For deep powder snow a Toboggan sled was preferred. The Toboggan sled is simply a set of very thin planks steam bent into a curl in the front. The curl skips over the first encounter with snow and the sled rides over the snow rather than sinking in. I made two classical Toboggan sleds of birch. One was about ten feet long and only sank about an inch or two when fully loaded. Over time the birch plank bottom is polished by long use, making it very slick and friction free. In regions where snowfall is very deep this is the best sled option. On a hard pack trail they tend to slide sideways on turns, thus hard to control. For breaking fresh trail in deep snow powder a Toboggan sled is hard to beat.

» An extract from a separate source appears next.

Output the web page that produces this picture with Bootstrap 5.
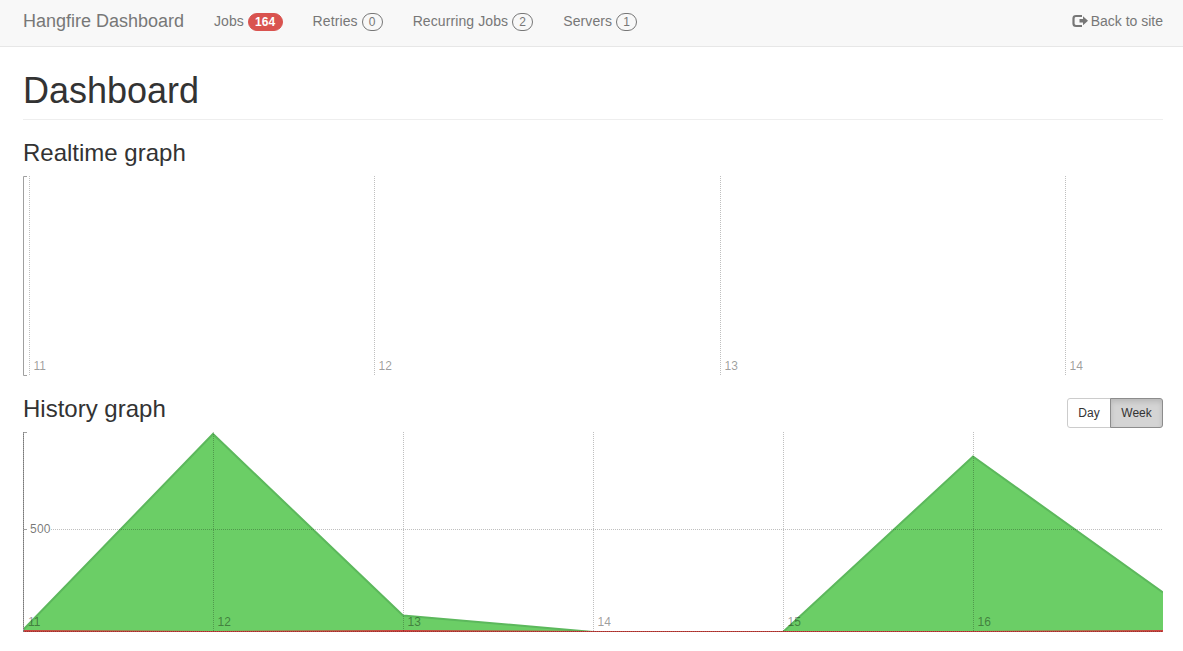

The next sled option is the Ski Pulk. A Ski Pulk was traditionally used by Saammi Skiers for hunting and checking traplines by ski. It was most often harnessed to the s
kier's waist as he/she traveled by ski. It is similar to the principle of the Toboggan, having a flat bottom of thin planks. It differs from a Toboggan by a resemblance to a small boat. It is built curved in the front and has side boards angling outward to keep snow from falling into the cargo area. Sometimes a dog was employed to pull the Ski Pulk, and it is another excellent option for very deep snow. They will float very high on fresh deep snow. I often use my Pulk with one or two dogs. I really like the Pulk for hauling winter camping gear to camp for short distances of under 5 miles. Unlike a basket sled I normally do not ride as a passenger in a Pulk. I have used a pulk to give sled rides to my children, which they really enjoy.
Whatever sled you choose, adapt your choice to the conditions and needs of your particular situation. The price for a fully equiped basket sled with lines and harnesses can be very expensive. But for a beginner with just a few dogs, a Toboggan or Pulk may be more economical. Your winter world is enlarged when you begin the dog sledding life. You gain access to vast stretches of wilderness that cannot be reached quickly and easily any other way. Perhaps it is time for you to give dog sledding adventure a try.